The overall clarity was solid, and things generally felt tight.

The bass was surprisingly prominent and kind of thumpy, in a way that felt nice on some songs but bad on others.

The sound signature of these headphones definitely caused fatigue, and pretty quickly in some cases.

I had to crank up the volume quite a bit to get these to baseline listening volume. The combined 64 ohm impedance is on the high side for budget headphones, and while most devices should power these fine enough, you’ll probably have to crank the volume up.

There’s zero noise isolation and sound will, as I said, escape out the backs since they’re open, so these are definitely for use at home and not in public, and I don’t think I’d want anybody to catch me dead wearing these giant things anyhow.

The HD681 has a two year limited warranty which is good at this price range, where you’re normally lucky to merely get up to a year of coverage.

I listened to a lot of songs on these things – while they’d under perform in some cases they’d peculiarly sound great with other songs. I had a hard time pinning down any specific flaws that consistently generalize over everything. I suppose the takeaway I got was that these headphones seemed really unpredictable and inconsistent.

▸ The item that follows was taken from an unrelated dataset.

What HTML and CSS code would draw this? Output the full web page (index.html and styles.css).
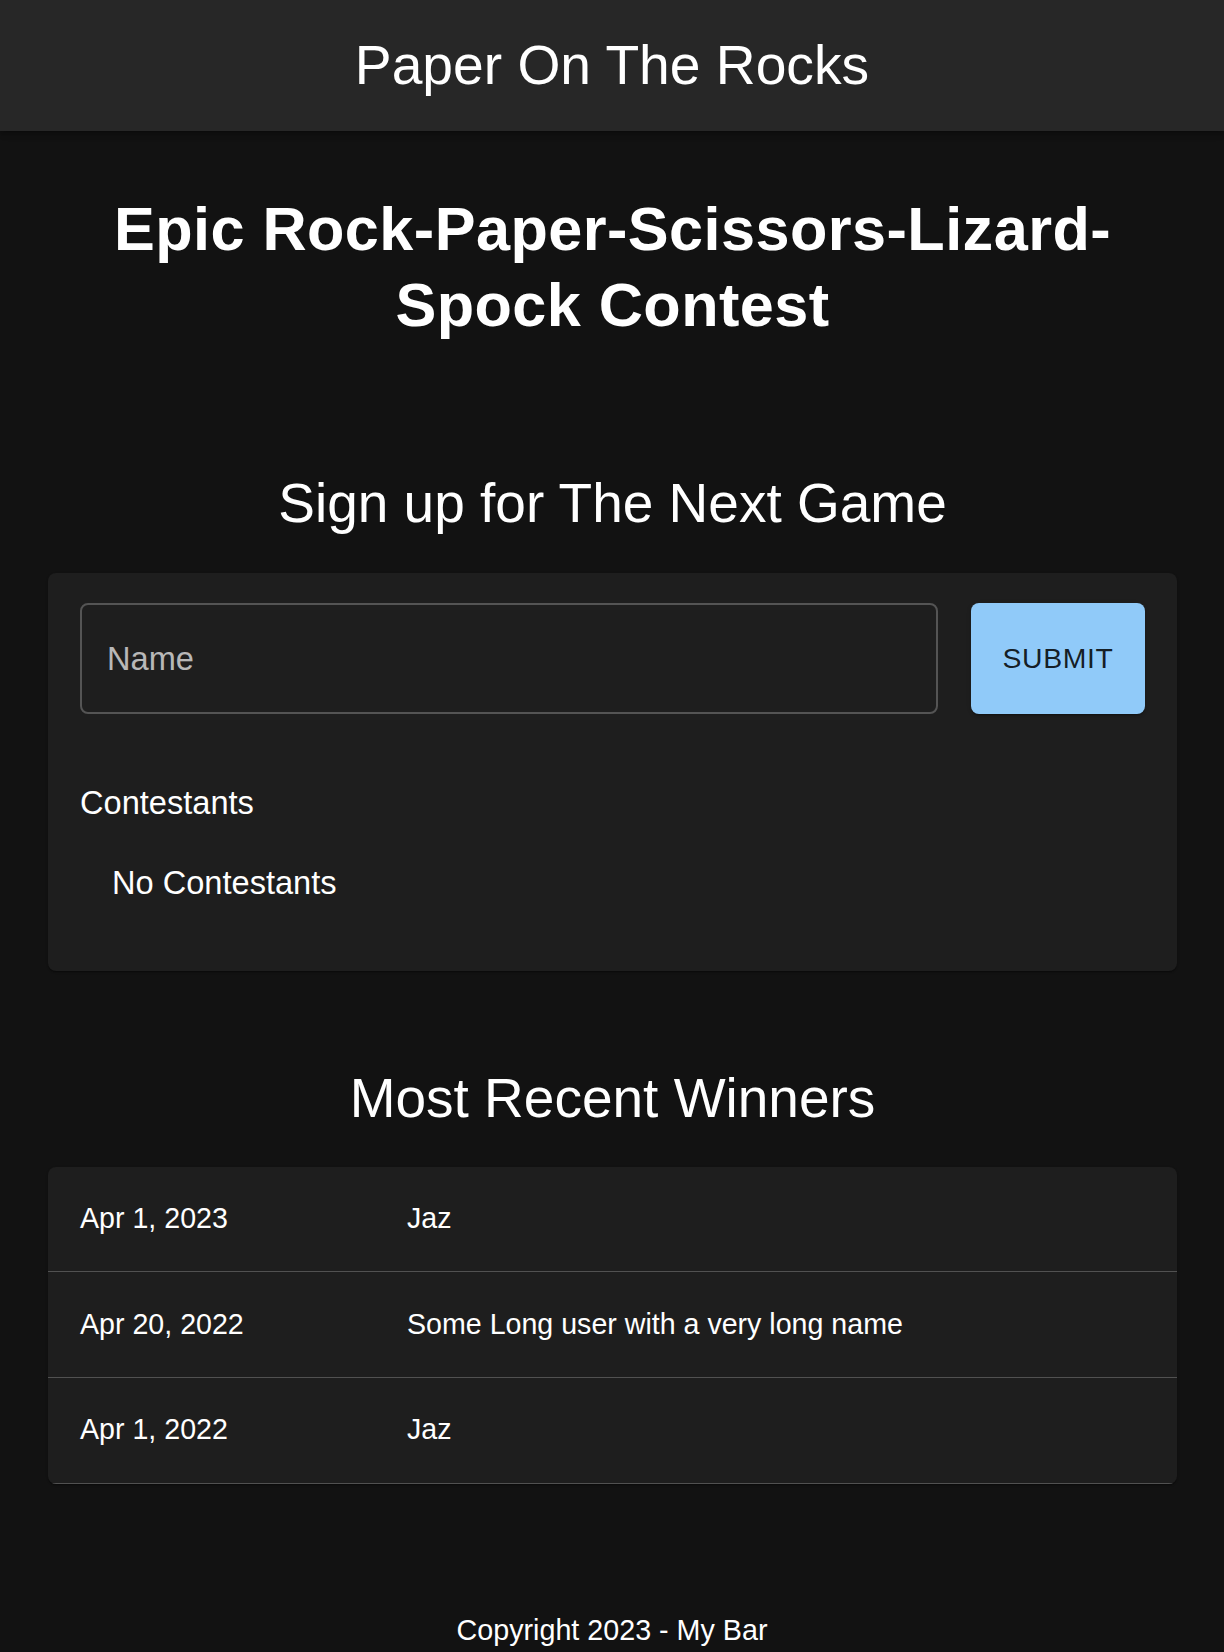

Random specific listening notes:

  • Daft Punk; Give Life Back To Music – pretty solid overall, response feels very even, percussion sibilance is the only noticeable issue
  • Daft Punk; Get Lucky – bass is a little muddy and distracting, percussion sibilance is noticeably less and better, Pharrell’s voice has a very weird sound like someone is hissing the lyrics along with him
  • Daft Punk; Lose Yourself to Dance – bass is not good, a lot of resonance, recessed, no pitch/tone, Pharrell sounds a little better here, can’t hear weird hissy ghost sound anymore
  • An Endless Sporadic; Impulse II – sounds really good, no perceptible complaints, great clarity, can really hear fast symbol rolls, percussions in general sound very true to the source
  • Trinity College Choir; Ubi Caritas – didn’t sound great, choral vocals generally very flat, no warmth. Significant imbalance, can’t hear tenor parts well, baritone/bass parts completely disappeared sometimes.
  • Clean Bandit; Rather Be – beat sibilance, midrange significantly recessed, song feels like an upside down U
  • Steely Dan; Peg – drums feel overemhasized and forward, Donald Fagen sounds more quiet and removed than usual. Chorus had unexpectedly nice pop and didn’t fall flat though, which surprised me
  • Steely Dan; Josie – guitar and bass noticeably off balance, bass recessed, Donald Fagen sounds removed again, airy and thin, choral hook definitely fell short this time
  • Bag Raiders; Shooting Stars – synth organ build up had a hiss with it that was awful, drop was a harsh yet recessed cluttery mess, song was unlistenable
  • Deadmau5; The Veldt – thin, flat, sibilance. Song that normally is round and mellow for an EDM became harsh.
  • Lil Wayne; A Milli – bass drop felt strong and solid, but it quickly fatigued, song otherwise sounded fine
  • The Chainsmokers; Wake Up Alone – female vocals totally overpowered ambient background midrage, which I basically couldn’t hear. Drop sounded pretty nice, but there’s general midrange recession
  • Earth, Wind & Fire; Sing a Song – brass and strings were very recessed, song just sounded weird and off
  • Jamed Taylor; Shed a Little light (live) – intro a capella was just bad, thin, background vocals disappeared, borderline unlistenable
  • Ludovico Einaudi; I giorni – orchestral instruments were just flat and recessed, general lack of detail
  • Nas; The World Is Yours – entire musical component of this beat feels just disappeared, Nas sounded good though, good clarity on the percussive beat.
  • No Doubt; Hey You – Sounds pretty good, punchy guitar is there, Gwen’s Vocals are a little recessed, particularly when she gets higher, imaging was just completely off on harpsichord solo, could only hear it in my right ear, caused immediate fatigue
  • Rage Against The Machine; (various) – sounded very solid all in all, no perceptible complaints
  • Sister Sledge; Thinking Of You – great clarity, could really hear the bass line and violin harmonies, all in all an unexpectedly pleasant surprise at this point
  • Vanilla Sky; Umbrella – sibilant cluttered mess, super thin, sounded pretty terrible, unlistenable
  • Bob Marley; She’s Gone – it sounded good, except the bass was unbearably muddy, fatigue and resonance, no tone/pitch
  • Fleetwood Mac; Seven Wonders – significant midrange recession, couldn’t hear the normally awesome background instruments in this song
  • Pantera; Cowboys From Hell – sibilance really bad, vocals recessed, didn’t sound great
  • I’m Coming Out; Diana Ross – sounded solid over all, no perceptible complaints, vocals sound really nice here
  • Queen; Gold Old-Fashioned Lover Boy – sounded decent, but Freddy Mercury’s vocal/harmony style doesn’t syngergize well at all with the general style of these headphones

Overall Take, As Compared To The Competition

The Superlux HD681 has reasonably even and consistent reproduction, but a very thin and flat overall sound with perpetual sibilance, the latter of which seemed to cause really variable and unpredictable quality across specific songs. They’re pretty comfortable to wear at least. This niche has become very competitive though, and there are as or even less expensive headphones that generally sound better and are more consistent. And, for not that much more money, additional options open up that sound significantly better.